Isaiah 42:1-12        The LORD’s Chosen Servant

This chapter gives us some insight into the “servant”. I believe it is widely held among Jews that the servant spoken of here is, in fact, the people of God (the Jews). The Christian view is that this servant refers to no one but Jesus. Matthew cites this passage in Matthew 12:18-21 just after Jesus had healed someone in, of all places, the synagogue, on, of all days the Sabbath.

What are some of the characteristics the servant will bear? (He will have the Spirit of God upon him; he will not cry aloud nor lift up his voice; he will bring forth justice; he will not be discouraged nor grow faint. Jesus, contrary to one who might be seeking fame and fortune, actually asked those whom he ministered to not to speak abroad of what he had done for them.)

Why is the phrase “in whom my soul delights” so important? (This phrase is so important because twice during Jesus’ ministry this particular expression was used to confirm his credentials: “And when Jesus was baptized, immediately he went up from the water, and behold, the heavens were opened to him, and he saw the Spirit of God descending like a dove and coming to rest on him; and behold, a voice from heaven said, ‘This is my beloved Son, with whom I am well pleased.'” (Matthew 3:16-17 ESV) Again: “And after six days Jesus took with him Peter and James, and John his brother, and led them up a high mountain by themselves. And he was transfigured before them, and his face shone like the sun, and his clothes became white as light. And behold, there appeared to them Moses and Elijah, talking with him. And Peter said to Jesus, ‘Lord it is good that we are here. If you wish, I will make three tents here, one for you and one for Moses and one for Elijah.’ He was still speaking when, behold, a bright cloud overshadowed them, and a voice from the cloud said, ‘This is my beloved Son, with whom I am well pleased; listen to him.'” (Matthew 17:1-5 ESV))

What does “I will give you as a covenant for the people, a light for the nations…” mean? (verse 42:6) (I can only give you my opinion on this. Since Jesus is the “servant”, he will then become the covenant for the people. The interesting thing about God and his covenants is that he likes to keep both parts of the covenant. Covenants are between at least two parties; in this case God and the people. Isaiah and all of Judah had seen the loss of the northern kingdom because of a broken covenant. The future of Judah also looked bleak. The point is that these people were not unfamiliar with covenants — though they were foreign to keeping them.

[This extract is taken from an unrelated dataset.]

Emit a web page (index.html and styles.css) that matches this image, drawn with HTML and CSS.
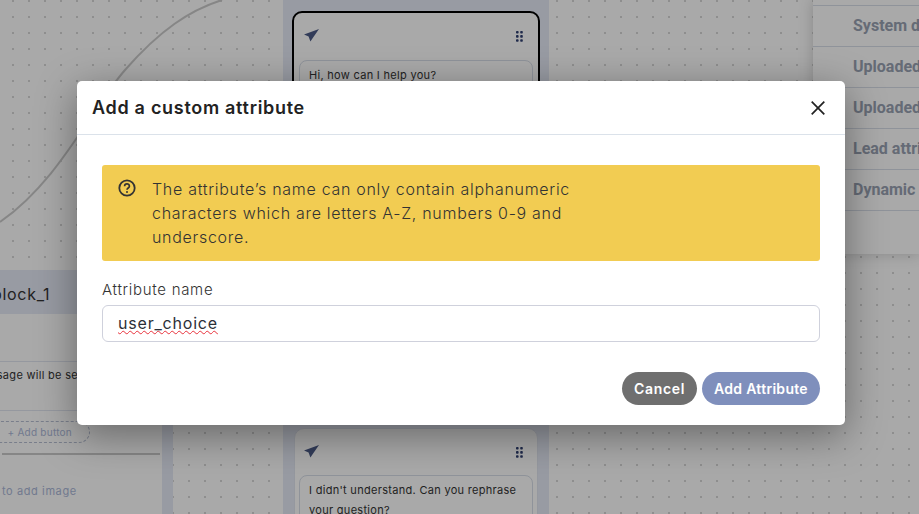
FILE: index.html
```html
<!DOCTYPE html>
<html lang="en">
<head>
    <meta charset="UTF-8">
    <meta name="viewport" content="width=device-width, initial-scale=1.0">
    <title>Add a custom attribute</title>
    <link rel="stylesheet" href="styles.css">
</head>
<body>
    <div class="canvas">
        <svg class="edge" width="300" height="240" viewBox="0 0 300 240">
            <path d="M0 222 C 60 180, 90 110, 125 70 C 160 30, 190 10, 222 0" fill="none" stroke="#c8c8c8" stroke-width="2"/>
        </svg>

        <div class="column column-main"></div>
        <div class="column column-left"></div>

        <div class="node node-top">
            <div class="node-head">
                <svg class="send" width="15" height="13" viewBox="0 0 15 13"><path d="M15 0 L0 5.6 L4.6 7.6 L6.4 12.6 L8.6 9.2 Z" fill="#4b5a85"/></svg>
                <svg class="grip" width="7" height="11" viewBox="0 0 7 11"><g fill="#2f3f70"><rect x="0" y="0" width="2.6" height="2.6" rx="0.8"/><rect x="4.2" y="0" width="2.6" height="2.6" rx="0.8"/><rect x="0" y="4.1" width="2.6" height="2.6" rx="0.8"/><rect x="4.2" y="4.1" width="2.6" height="2.6" rx="0.8"/><rect x="0" y="8.2" width="2.6" height="2.6" rx="0.8"/><rect x="4.2" y="8.2" width="2.6" height="2.6" rx="0.8"/></g></svg>
            </div>
            <div class="bubble">Hi, how can I help you?</div>
        </div>

        <div class="node node-bottom">
            <div class="node-head">
                <svg class="send" width="15" height="13" viewBox="0 0 15 13"><path d="M15 0 L0 5.6 L4.6 7.6 L6.4 12.6 L8.6 9.2 Z" fill="#4b5a85"/></svg>
                <svg class="grip" width="7" height="11" viewBox="0 0 7 11"><g fill="#2f3f70"><rect x="0" y="0" width="2.6" height="2.6" rx="0.8"/><rect x="4.2" y="0" width="2.6" height="2.6" rx="0.8"/><rect x="0" y="4.1" width="2.6" height="2.6" rx="0.8"/><rect x="4.2" y="4.1" width="2.6" height="2.6" rx="0.8"/><rect x="0" y="8.2" width="2.6" height="2.6" rx="0.8"/><rect x="4.2" y="8.2" width="2.6" height="2.6" rx="0.8"/></g></svg>
            </div>
            <div class="bubble">I didn't understand. Can you rephrase your question?</div>
        </div>

        <div class="block">
            <div class="block-title">block_1</div>
            <div class="block-body">
                <div class="block-message">message will be sent</div>
                <div class="add-button">+ Add button</div>
                <div class="block-image">to add image</div>
            </div>
        </div>

        <div class="attrs">
            <div class="attr-row">System defined</div>
            <div class="attr-row">Uploaded file</div>
            <div class="attr-row">Uploaded data</div>
            <div class="attr-row">Lead attributes</div>
            <div class="attr-row">Dynamic data</div>
        </div>
    </div>

    <div class="overlay"></div>

    <div class="modal">
        <div class="modal-header">
            <h2 class="modal-title">Add a custom attribute</h2>
            <svg class="close" width="14" height="14" viewBox="0 0 14 14"><path d="M0.7 0.7 L13.3 13.3 M13.3 0.7 L0.7 13.3" stroke="#222" stroke-width="1.7" fill="none"/></svg>
        </div>
        <div class="modal-body">
            <div class="notice">
                <svg class="notice-icon" width="18" height="18" viewBox="0 0 18 18">
                    <circle cx="9" cy="9" r="7.7" fill="none" stroke="#333" stroke-width="1.8"/>
                    <path d="M6.6 7.2 C6.6 4.2 11.4 4.2 11.4 7.2 C11.4 9 9 9 9 10.8" fill="none" stroke="#333" stroke-width="1.7"/>
                    <circle cx="9" cy="13" r="1" fill="#333"/>
                </svg>
                <p class="notice-text">The attribute’s name can only contain alphanumeric<br>characters which are letters A-Z, numbers 0-9 and<br>underscore.</p>
            </div>
            <div class="field-label">Attribute name</div>
            <div class="field-input"><span class="misspelled">user_choice</span></div>
            <div class="actions">
                <button class="btn btn-cancel">Cancel</button>
                <button class="btn btn-add">Add Attribute</button>
            </div>
        </div>
    </div>
</body>
</html>
```
FILE: styles.css
```css
* {
    box-sizing: border-box;
}

html, body {
    margin: 0;
    height: 100%;
    overflow: hidden;
}

body {
    position: relative;
    width: 919px;
    height: 514px;
    font-family: "Inter", "Noto Sans", sans-serif;
}

/* diagram behind the dialog */
.canvas {
    position: absolute;
    inset: 0;
    overflow: hidden;
    background-color: #fcfcfc;
    background-image: radial-gradient(circle, #d4d4d4 0.8px, transparent 1.1px);
    background-size: 16px 16px;
    background-position: 5px 9px;
}

.edge {
    position: absolute;
    left: 0;
    top: 0;
}

.column {
    position: absolute;
    background: #e3e7f3;
}

.column-main {
    left: 283px;
    top: 0;
    width: 266px;
    height: 514px;
}

.column-left {
    left: 0;
    top: 270px;
    width: 173px;
    height: 244px;
}

.node {
    position: absolute;
    background: #fcfcfc;
    border-radius: 10px;
}

.node-top {
    top: 11px;
    left: 292px;
    width: 248px;
    height: 120px;
    border: 2px solid #000;
    padding: 0 5px;
}

.node-bottom {
    top: 428px;
    left: 294px;
    width: 244px;
    height: 110px;
    border: 1px solid #dfe3ee;
    padding: 0 4px;
}

.node-head {
    display: flex;
    justify-content: space-between;
    align-items: center;
    height: 47px;
    padding: 0 10px 0 5px;
}

.node-bottom .node-head {
    height: 46px;
}

.send {
    margin-top: -2px;
}

.bubble {
    border: 1px solid #d5dbe6;
    border-radius: 8px;
    padding: 4px 9px;
    font-size: 11px;
    letter-spacing: 0.3px;
    line-height: 20px;
    color: #333;
}

.block {
    position: absolute;
    left: 0;
    top: 270px;
    width: 162px;
    height: 244px;
    background: #fcfcfc;
}

.block-title {
    height: 44px;
    margin-left: -8px;
    background: #e3e7f3;
    font-size: 16px;
    letter-spacing: 0.7px;
    line-height: 48px;
    color: #333;
}

.block-body {
    position: relative;
    height: 200px;
}

.block-message {
    position: absolute;
    left: -26px;
    top: 47px;
    width: 200px;
    height: 50px;
    padding-left: 0;
    border-top: 1px solid #dfe3ee;
    border-bottom: 1px solid #dfe3ee;
    padding-top: 6px;
    font-size: 11px;
    letter-spacing: 0.3px;
    color: #333;
    white-space: nowrap;
}

.add-button {
    position: absolute;
    left: -20px;
    top: 107px;
    width: 110px;
    height: 22px;
    border: 1px dashed #b5bdd0;
    border-radius: 11px;
    font-size: 10px;
    letter-spacing: 0.25px;
    line-height: 20px;
    text-align: right;
    padding-right: 17px;
    color: #a9b5d5;
}

.block-image {
    position: absolute;
    left: 2px;
    top: 139px;
    width: 158px;
    border-top: 2px solid #c8c8c8;
    padding-top: 29px;
    font-size: 11px;
    letter-spacing: 0.6px;
    color: #a9b5d5;
}

.attrs {
    position: absolute;
    left: 813px;
    top: 0;
    width: 106px;
    height: 254px;
    padding-top: 5px;
    background: #fcfcfc;
    box-shadow: 0 0 14px rgba(0, 0, 0, 0.2);
}

.attr-row {
    height: 41px;
    padding-left: 40px;
    border-top: 1px solid #d6dbe6;
    font-family: "Roboto", sans-serif;
    font-weight: 700;
    font-size: 16px;
    line-height: 39px;
    color: #97a0b0;
    white-space: nowrap;
    overflow: hidden;
}

.attr-row:last-child {
    height: 42px;
    border-bottom: 1px solid #d6dbe6;
}

.overlay {
    position: absolute;
    inset: 0;
    background: rgba(0, 0, 0, 0.33);
}

/* dialog */
.modal {
    position: absolute;
    left: 77px;
    top: 81px;
    width: 768px;
    height: 344px;
    background: #fff;
    border-radius: 5px;
    box-shadow: 0 10px 40px rgba(0, 0, 0, 0.4);
}

.modal-header {
    display: flex;
    justify-content: space-between;
    align-items: center;
    height: 54px;
    padding: 0 20px 0 15px;
    border-bottom: 1px solid #dbe2ea;
}

.modal-title {
    margin: 0;
    font-size: 18px;
    font-weight: 600;
    letter-spacing: 0.7px;
    color: #222;
}

.modal-body {
    padding: 30px 25px 0;
}

.notice {
    display: flex;
    gap: 16px;
    height: 96px;
    padding: 12px 16px;
    background: #f2cc52;
    border-radius: 3px;
}

.notice-icon {
    margin-top: 2px;
    flex: 0 0 auto;
}

.notice-text {
    margin: 0;
    font-size: 16px;
    font-weight: 300;
    letter-spacing: 0.7px;
    line-height: 24px;
    color: #333;
}

.field-label {
    margin-top: 18px;
    font-size: 15px;
    font-weight: 300;
    letter-spacing: 0.7px;
    line-height: 22px;
    color: #333;
}

.field-input {
    height: 37px;
    margin-top: 4px;
    padding-left: 15px;
    border: 1px solid #cfd1dc;
    border-radius: 6px;
    font-size: 16px;
    letter-spacing: 0.8px;
    line-height: 35px;
    color: #2c3038;
}

.misspelled {
    text-decoration: underline wavy #e8323c 1.4px;
    text-underline-offset: 1px;
}

.actions {
    display: flex;
    justify-content: flex-end;
    gap: 5px;
    margin-top: 30px;
}

.btn {
    height: 33px;
    padding: 0;
    border: 0;
    border-radius: 17px;
    font-family: inherit;
    font-size: 14px;
    font-weight: 600;
    color: #fff;
}

.btn-cancel {
    width: 75px;
    letter-spacing: 0.7px;
    background: #6f6f6f;
}

.btn-add {
    width: 118px;
    letter-spacing: 0.3px;
    background: #7f8fbc;
}
```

This servant Isaiah speaks of, will fulfill all the terms of the covenant for the people. He will be what they are not: faithful. As for the “light for the nations”, well, Jesus called himself the “light of the world”. (John 8:12) Zechariah, John the Baptist’s father, also prophesied about Jesus: “Blessed be the Lord God of Israel for he had visited and redeemed his people and has raised up a horn of salvation for us in the house of his servant David … to give light to those who sit in darkness and in the shadow of death, to guide our feet into the way of peace.” Luke 1:68, 79 (ESV))

Of what does the LORD remind us which, I doubt, we ever consider (in verse 42:8)? (I am the LORD, that is my name; my glory I give to no other nor my praise to carved idols.” (ESV) I doubt we ever think about the glory of the LORD and yet in Revelation much time is spent describing this glory we ignore.)